At the time of writing, Hamas had yet to formally respond. But veteran Hamas official Mohammad Nazzal told Drop Site News on October 2 that Trump is “dealing with us as if we have to accept this plan based on the well-known English phrase: Take it or leave it. This is unacceptable in political practice. It cannot be a matter of either accepting or rejecting an agreement outright. This plan was formulated without the participation of Hamas or any Palestinian party, including the Palestinian Authority. So how can the US administration reach an agreement with one side of the conflict while excluding the Palestinian side?”
A senior figure told the BBC the plan “serves Israel’s interests” and is likely to reject the deployment of an International Stabilisation Force in Gaza, which it views as a new form of occupation.
The global streets are demanding an end to the genocide in Gaza, ratcheting up the pressure over two years on Western leaders to stop supplying Israel with military hardware and political cover. The Palestinian resistance has lasted a lot longer than Israel calculated. But these two forces, together, have not delivered enough pressure on global imperialism to dump apartheid Israel.
Instead, this neo-colonial plan, which Australian Labor supports, looks unlikely to end the hot war in Gaza any time soon and does not a present a pathway for a future democratic Palestinian state in the Middle East.

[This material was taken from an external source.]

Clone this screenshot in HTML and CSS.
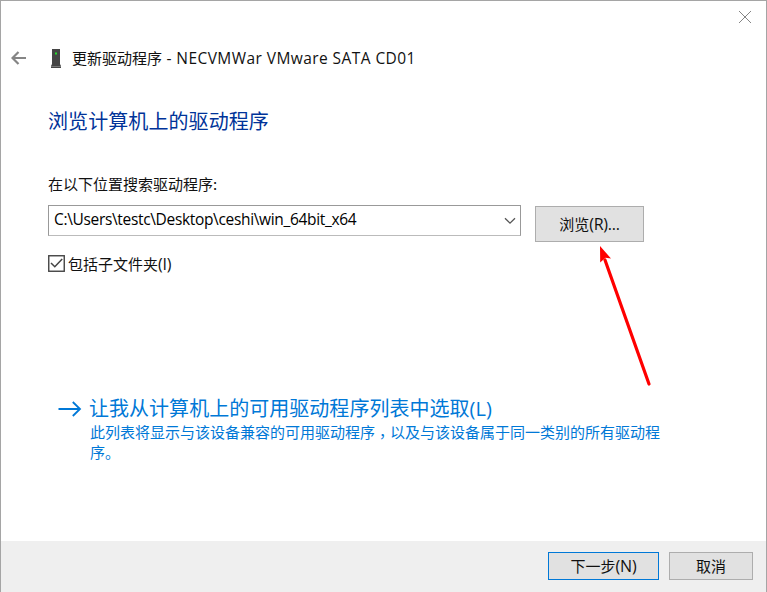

For any real peace plan, Palestinians need to be in the driver’s seat.
Blair, Trump and Netanyahu must not be allowed to decide the future of Gaza. That is up to the people of Palestine.
This means that the global Palestine solidarity movement, which has won hearts and minds, has to continue to fight for a free Palestine, from the river to the sea.
[Pip Hinman is a member of the Socialist Alliance National Executive.]